A Split Plot ANOVA can be used to compare three or more related groups on your variable of interest. See below for an explanation of what “related” groups means.

*If you have only two groups, you should use a Paired Samples T-Test analysis instead.*

**Related Samples**

Related samples means that you have repeated measures from the same units of observation. For example, if you have a group of men undergoing a treatment and you measure their cholesterol levels at 3 time points, then you have 3 groups of related data.

*If you have 3 or more independent groups, you should use a One-Way ANOVA instead.*

**Normal Variable of Interest**

Normality was discussed earlier on this page and simply means your plotted data is bell shaped with most of the data in the middle. If you actually would like to prove that your data is normal, you can use the Kolmogorov-Smirnov test or the Shapiro-Wilk test.

**Two or More Grouping Variables**

You should use the Split Plot ANOVA when you have two or more grouping variables. For instance, if we have recovery data for both a treatment and control group at 3 or more points in time, then treatment/control is the grouping variable and a split plot ANOVA is a suitable analysis.

## Split Plot ANOVA Example

**Group Variable 1**: Cardio-based exercise program

**Group Variable 2**: Weights-based exercise program

**Repeated Measures**: Data were collected at month 1, 2 and 3

**Variable of interest**: Cholesterol levels

In this example we have three related groups (the three points in time) and two grouping variables with a continuous variable of interest, so we know to perform a Split Plot ANOVA. After confirming that our variable of interest is normal and our data meet the assumptions of this test, we proceed with the analysis.
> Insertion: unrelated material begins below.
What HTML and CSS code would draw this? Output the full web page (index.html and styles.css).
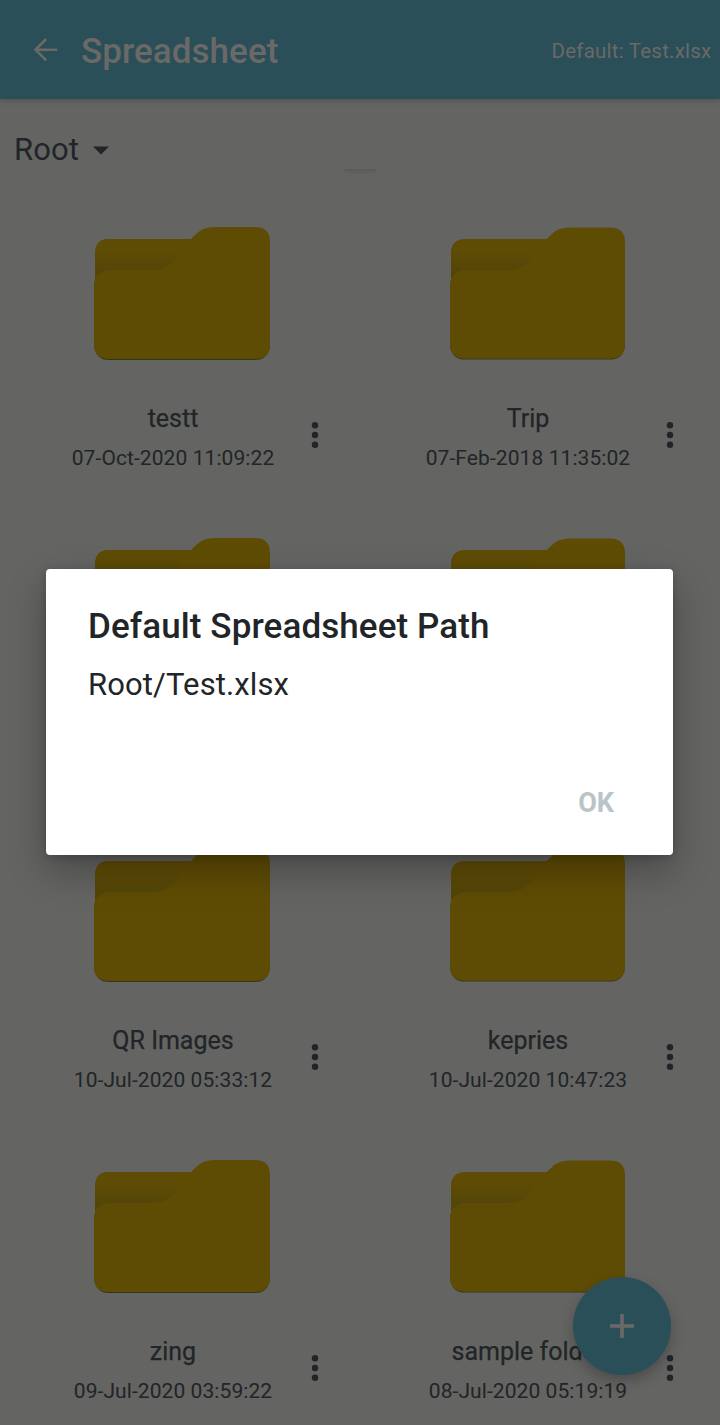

The null hypothesis, which is statistical lingo for what would happen if the exercise programs do nothing, is that none of the groups or time points will have different cholesterol levels, on average. We are trying to determine the likelihood that this is true.

After the experiment is over, we compare the two grouping variables over time on our variable of interest (cholesterol levels) using a Split Plot ANOVA. When we run the analysis, we get some F-statistics and a p-values. The F-statistic generally represents the size of the effect that it’s describing, and the p-value is the chance of seeing our results assuming that there is no real effect. A p-value less than or equal to 0.05 means that our result is statistically significant and we can trust that the difference is not due to chance alone.

Typically, the results of this analysis are broken down into a few parts. First, there is a “within subjects” effect. This addresses the question — did cholesterol levels in both groups change over time? Second there is a “between subjects” effect that asks — were cholesterol levels different between the two exercise program groups. We’re most interested in the “interaction” effect, which asks — did the cholesterol levels change differently over time in the two different groups.

If the p-value of this interaction effect is small, then we have evidence that the exercise programs had different effects over time on cholesterol levels. Further investigation is required to determine which group had a larger effect and at which time points.